Theorem 7.3.4: All 2-edge-connected 3-regular simple planar graphs are 3-edge-colorable if and only if all 3-connected 3-regular simple planar graphs are 3-edge-colorable.
Tutte (1956) proved every 4-connected planar graph is Hamiltonian. Barnette conjectured every planar 3-connected 3-regular bipartite graph is Hamiltonian.

Grinberg's Theorem

Grinberg's Theorem (Theorem 7.3.5): If G is a loopless plane graph with a Hamiltonian cycle C, and G has f_i' faces of length i inside C and f_i faces of length i outside C, then Σ_i (i − 2)(f_i' − f_i) = 0.
This necessary condition is a powerful tool for proving graphs are not Hamiltonian, often using modular arithmetic arguments.
Example 7.3.6: Grinberg's condition applied to the Tutte graph confirms it is not Hamiltonian.

Snarks (optional)

Definition 7.3.7: A bridgeless graph has no cut-edge; a cubic graph is 3-regular.
3-edge-coloring Conjecture (Conjecture 7.3.8, Tutte 1967): Every bridgeless cubic non-3-edge-colorable graph contains a subdivision of the Petersen graph. This has been proved (Robertson–Sanders–Seymour–Thomas, 2001).
Definition 7.3.9: A trivial edge cut isolates a single vertex.
Definition 7.3.11: A snark is a 2-edge-connected 3-regular graph that is not 3-edge-colorable, has girth at least 5, and has no non-trivial 3-edge cut. A prime snark contains no subdivision of a smaller snark.
- The Petersen graph is the only prime snark (proven).
- Dot product (Definition 7.3.12): An operation on cubic graphs that generates new snarks from existing ones.
- Flower snarks (Example 7.3.13): An infinite family of snarks with 4k vertices (for odd k ≥ 5).

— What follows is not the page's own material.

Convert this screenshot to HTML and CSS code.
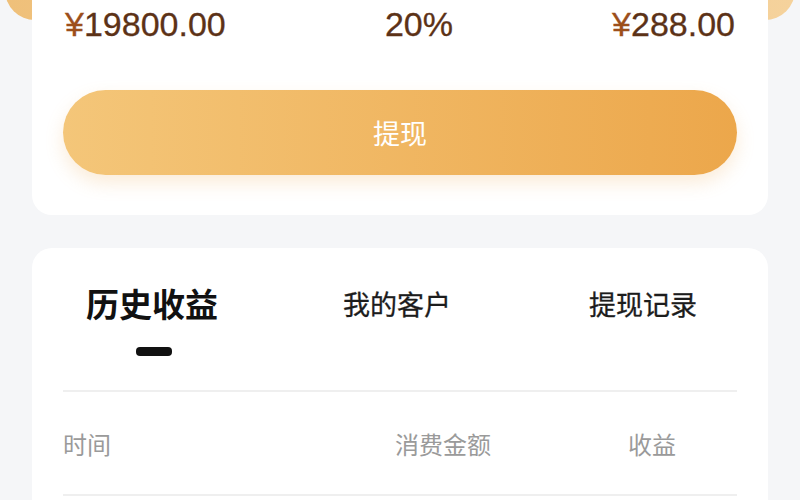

Flows and Cycle Covers (optional)

Definition 7.3.14: A flow on a graph G is a pair (D, f) where D is an orientation and f is a weight function satisfying conservation at each vertex. A k-flow has |f(e)| ≤ k − 1 for all edges. A flow is nowhere-zero if f(e) ≠ 0 for all edges.
Proposition 7.3.15: The existence of a nowhere-zero k-flow does not depend on the chosen orientation.
Proposition 7.3.19: A graph has a nowhere-zero 2-flow if and only if it is an even graph (all degrees even).
Proposition 7.3.20 (Tutte, 1949): A cubic graph has a nowhere-zero 3-flow if and only if it is bipartite.
Theorem 7.3.22 (Tutte, 1954): A plane bridgeless graph is k-face-colorable if and only if it has a nowhere-zero k-flow. This extends Tait's theorem by connecting face-coloring to flows.
Theorem 7.3.24: If a cubic graph has a nowhere-zero 4-flow, then it is 3-edge-colorable.
Corollary 7.3.26: A cubic graph is 3-edge-colorable if and only if it has a nowhere-zero 4-flow.
Theorem 7.3.25: A graph has a nowhere-zero 4-flow if and only if it is the union of two even subgraphs.
The 8-flow Theorem (Kilpatrick, 1975; Jaeger, 1979): Every bridgeless graph is 8-flowable. Seymour (1981) improved this to 6-flowable.

Tutte's Flow Conjectures

Tutte's 4-flow Conjecture (Conjecture 7.3.27): Every bridgeless graph containing no subdivision of the Petersen graph is 4-flowable. This implies the Four Color Theorem.
Tutte's 3-flow Conjecture (Conjecture 7.3.28): Every 4-edge-connected graph has a nowhere-zero 3-flow.
Tutte's 5-flow Conjecture (Conjecture 7.3.29): Every bridgeless graph has a nowhere-zero 5-flow.

Cycle Double Covers

Definition 7.3.30: A cover of a graph is a list of subgraphs whose union is G. A double cover has each edge in exactly two subgraphs. A cycle double cover (CDC) consists of cycles.
Only bridgeless graphs have CDCs.
CDC Conjecture (Conjecture 7.3.32, Szekeres 1973, Seymour 1979): Every bridgeless graph has a cycle double cover.
- Related to the Strong Embedding Conjecture: every 2-connected graph embeds on some surface with each face boundary being a single cycle.
Proposition 7.3.33: A graph has a nowhere-zero 4-flow if and only if it has a CDC formed from three even subgraphs.
- Tutte's 4-flow Conjecture implies every graph in P (no Petersen subdivision) has a CDC.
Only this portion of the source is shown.